EGRAG’s position is not hyperbolic, given that an analysis by Standard Chartered at the start of the year estimated that US banks could lose around $500 billion in deposits to stablecoins by the end of 2028, with regional banks carrying the most exposure.

According to Standard Chartered’s Geoff Kendrick, the two largest stablecoin issuers, Tether (USDT) and Circle (USDC), hold most of their reserves in US Treasuries rather than in bank accounts, meaning very little capital is recycled back into the banking system.

What the Legislative Fight is Really About

During the recently concluded Senate Banking Committee deliberations on the CLARITY Act, members of the American Bankers Association sent more than 8,000 letters to Senate offices in less than a week, specifically targeting rules around stablecoin yields.

At the time, Senator Bernie Moreno accused banks of trying to “kill stablecoins that would let everyday Americans earn real yield on their own money.” He also called the industry a “cartel” that was hell-bent on protecting low-interest deposit models.

EGRAG’s analysis interpreted that response as its own kind of signal, writing:

“If stablecoins were meaningless, banks wouldn’t fight them. Lobbyists wouldn’t panic. Bills wouldn’t stall.
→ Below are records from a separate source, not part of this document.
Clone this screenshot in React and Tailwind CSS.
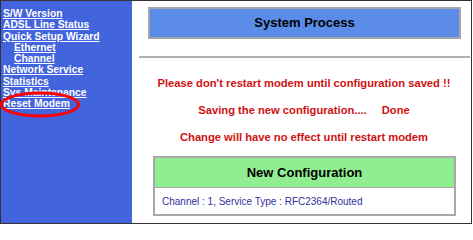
import React from 'react';

const links = [
    { label: 'S/W Version', indent: false },
    { label: 'ADSL Line Status', indent: false },
    { label: 'Quick Setup Wizard', indent: false },
    { label: 'Ethernet', indent: true },
    { label: 'Channel', indent: true },
    { label: 'Network Service', indent: false },
    { label: 'Statistics', indent: false },
    { label: 'Sys Maintenance', indent: false },
    { label: 'Reset Modem', indent: false },
];

export default function App() {
    return (
        <div className="w-[473px] h-[225px] bg-white font-['Liberation_Sans',Arial,sans-serif]">
            <div className="flex w-[472px] h-[224px] border border-[#333333]">
                {/* side menu */}
                <div className="relative w-[131px] shrink-0 bg-[#4264dc] pt-[7px] pl-[2px]">
                    {links.map((l) => (
                        <a
                            key={l.label}
                            href="#"
                            className={`block h-[11.3px] leading-[11.3px] text-[10.3px] font-bold text-white underline underline-offset-1 whitespace-nowrap ${l.indent ? 'pl-[11px]' : ''}`}
                        >
                            {l.label}
                        </a>
                    ))}
                    {/* hand drawn marker around Reset Modem */}
                    <svg className="absolute left-[-1px] top-[90px]" width="82" height="28" viewBox="0 0 82 28">
                        <ellipse cx="40" cy="13.5" rx="38.5" ry="11.5" fill="none" stroke="#ff0000" strokeWidth="3" />
                    </svg>
                </div>

                {/* main content */}
                <div className="flex-1 flex flex-col pt-[6px]">
                    <div className="ml-[16px] mr-[10px] h-[32px] flex items-center justify-center bg-[#5b8ce8] border-2 border-[#a3a6ad] text-[13px] font-bold text-black">
                        System Process
                    </div>
                    <div className="mt-[17px] ml-[7px] mr-[1px] h-[2px] bg-[#b0b0b0]" />
                    <div className="mt-[18px] flex flex-col items-center gap-[13px] pl-[5px] text-[11.2px] font-bold text-[#d01010] leading-[14px]">
                        <p>Please don't restart modem until configuration saved !!</p>
                        <p>
                            Saving the new configuration....<span className="ml-[15px]">Done</span>
                        </p>
                        <p>Change will have no effect until restart modem</p>
                    </div>
                    <div className="mt-[12px] ml-[21px] mr-[15px] border-2 border-[#a8a8a8]">
                        <div className="h-[30px] flex items-center justify-center bg-[#90ee90] border-b border-[#a8a8a8] text-[13px] font-bold text-black">
                            New Configuration
                        </div>
                        <div className="h-[26px] flex items-center pl-[7px] text-[10px] text-[#30309a]">
                            Channel : 1, Service Type : RFC2364/Routed
                        </div>
                    </div>
                </div>
            </div>
        </div>
    );
}
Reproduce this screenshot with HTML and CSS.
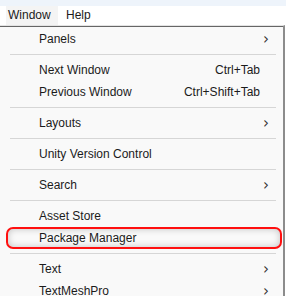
FILE: index.html
```html
<!DOCTYPE html>
<html lang="en">
<head>
  <meta charset="UTF-8">
  <title>Window menu</title>
  <link rel="stylesheet" href="styles.css">
</head>
<body>

<div class="titlebar"></div>

<div class="menubar">
  <div class="menubar-item active">Window</div>
  <div class="menubar-item">Help</div>
</div>

<div class="dropdown">
  <div class="item"><span class="label">Panels</span><span class="chevron">&#x203A;</span></div>
  <div class="sep"></div>
  <div class="item"><span class="label">Next Window</span><span class="shortcut">Ctrl+Tab</span></div>
  <div class="item"><span class="label">Previous Window</span><span class="shortcut">Ctrl+Shift+Tab</span></div>
  <div class="sep"></div>
  <div class="item"><span class="label">Layouts</span><span class="chevron">&#x203A;</span></div>
  <div class="sep"></div>
  <div class="item"><span class="label">Unity Version Control</span></div>
  <div class="sep"></div>
  <div class="item"><span class="label">Search</span><span class="chevron">&#x203A;</span></div>
  <div class="sep"></div>
  <div class="item"><span class="label">Asset Store</span></div>
  <div class="item marked"><span class="label">Package Manager</span></div>
  <div class="sep"></div>
  <div class="item"><span class="label">Text</span><span class="chevron">&#x203A;</span></div>
  <div class="item"><span class="label">TextMeshPro</span><span class="chevron">&#x203A;</span></div>
</div>

</body>
</html>
```

FILE: styles.css
```css
body {
  margin: 0;
  padding: 0;
  height: 296px;
  overflow: hidden;
  background: #ffffff;
  font-family: 'Liberation Sans', Arial, sans-serif;
  font-size: 12px;
  color: #1b1b1b;
}

.titlebar {
  height: 6px;
  background: #eef4fb;
}

.menubar {
  display: flex;
  height: 19px;
  padding-left: 6px;
  background: #ffffff;
}

.menubar-item {
  display: flex;
  align-items: center;
  padding: 0 0 0 8px;
  line-height: 19px;
}

.menubar-item.active {
  background: #f4f4f4;
  width: 52px;
  padding-left: 2px;
  box-sizing: border-box;
}

.dropdown {
  width: 283px;
  padding: 2px 0 0 0;
  background: #f9f9f9;
  border-top: 1px solid #e3e3e3;
  border-right: 2px solid #8c8c8c;
  box-shadow: inset 1px 3px 0 -2px #666;
  height: 272px;
}

.item {
  display: flex;
  align-items: center;
  height: 22px;
  padding: 0 15px 0 39px;
  box-sizing: border-box;
}

.label {
  flex: 1;
}

.shortcut {
  margin-right: 8px;
}

.chevron {
  font-family: 'DejaVu Sans', sans-serif;
  font-size: 15px;
  line-height: 15px;
  margin-right: -1px;
  color: #333;
}

.sep {
  height: 1px;
  margin: 4px 7px 4px 10px;
  background: #d6d6d6;
}

.marked {
  position: relative;
}

.marked::after {
  content: "";
  position: absolute;
  left: 6px;
  right: 1px;
  top: 0;
  bottom: 0;
  border: 2px solid #ff1010;
  border-radius: 7px;
  box-shadow: inset 0 0 7px rgba(0, 0, 0, 0.22);
}
```
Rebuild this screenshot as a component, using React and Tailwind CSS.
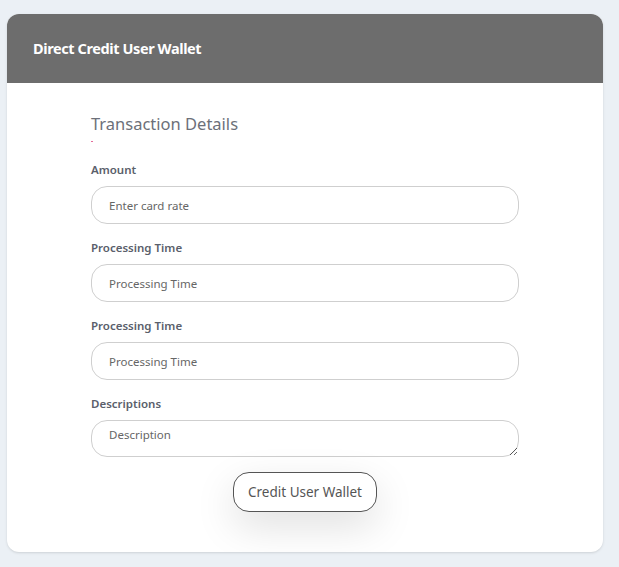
import React from "react";

function Field({ label, placeholder, textarea }) {
  return (
    <div className="flex flex-col">
      <label className="text-[11.5px] leading-4 font-semibold text-[#5a606b] mb-2">
        {label}
      </label>
      {textarea ? (
        <textarea
          placeholder={placeholder}
          className="h-[37px] w-full rounded-[16px] border border-[#cfcfcf] px-[17px] pt-[6px] text-[11.5px] leading-4 text-[#555] placeholder:text-[#666] outline-none resize-y"
        />
      ) : (
        <input
          placeholder={placeholder}
          className="h-[38px] w-full rounded-[16px] border border-[#cfcfcf] px-[17px] text-[11.5px] text-[#555] placeholder:text-[#666] outline-none"
        />
      )}
    </div>
  );
}

export default function App() {
  return (
    <div
      className="min-h-[567px] bg-[#ebf0f5] pl-[7px] pt-[14px] pb-[16px]"
      style={{ fontFamily: '"Noto Sans", "Open Sans", sans-serif' }}
    >
      <div className="w-[596px] rounded-[12px] bg-white overflow-hidden shadow-sm">
        {/* Header */}
        <div className="h-[69px] bg-[#6d6d6d] flex items-center px-[26px]">
          <h1 className="text-[14.5px] font-bold text-white tracking-[-0.4px]">
            Direct Credit User Wallet
          </h1>
        </div>

        {/* Body */}
        <div className="w-[428px] ml-[84px] pt-[29px] pb-[40px]">
          <h2 className="text-[16.5px] leading-6 text-[#6c7079]">
            Transaction Details
          </h2>
          <div className="mt-[5px] h-[1px] w-[2px] bg-[#e56b9a]" />

          <div className="mt-[20px] flex flex-col gap-4">
            <Field label="Amount" placeholder="Enter card rate" />
            <Field label="Processing Time" placeholder="Processing Time" />
            <Field label="Processing Time" placeholder="Processing Time" />
            <Field label="Descriptions" placeholder="Description" textarea />
          </div>

          <div className="mt-[15px] flex justify-center">
            <button className="h-[40px] px-[14px] rounded-[16px] border border-[#555] bg-white text-[13.5px] text-[#555] shadow-[0_14px_40px_rgba(0,0,0,0.13)]">
              Credit User Wallet
            </button>
          </div>
        </div>
      </div>
    </div>
  );
}
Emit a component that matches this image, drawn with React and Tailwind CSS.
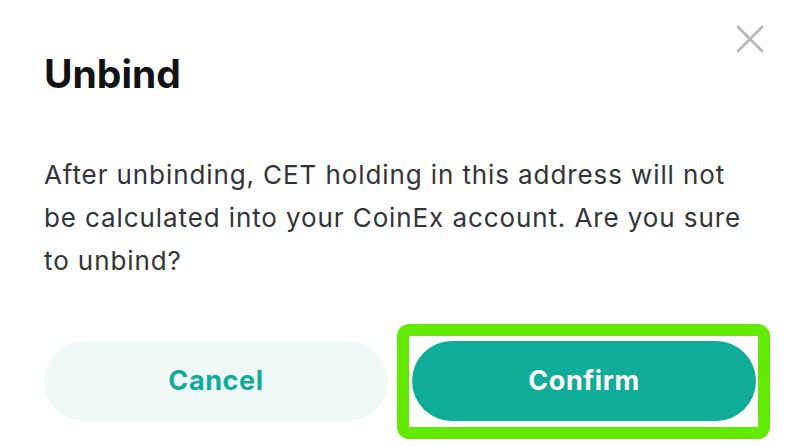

Narratives wouldn’t shift.”

Even a survey released in March by Ripple revealed that 74% of finance executives see stablecoins as tools for unlocking working capital and improving treasury operations, suggesting institutional interest is well past the exploratory stage.

And the stablecoin market is growing relentlessly, with the latest data from DefiLlama showing it now sits at about $320 billion, with USDT holding $188 billion and USDC at $76 billion.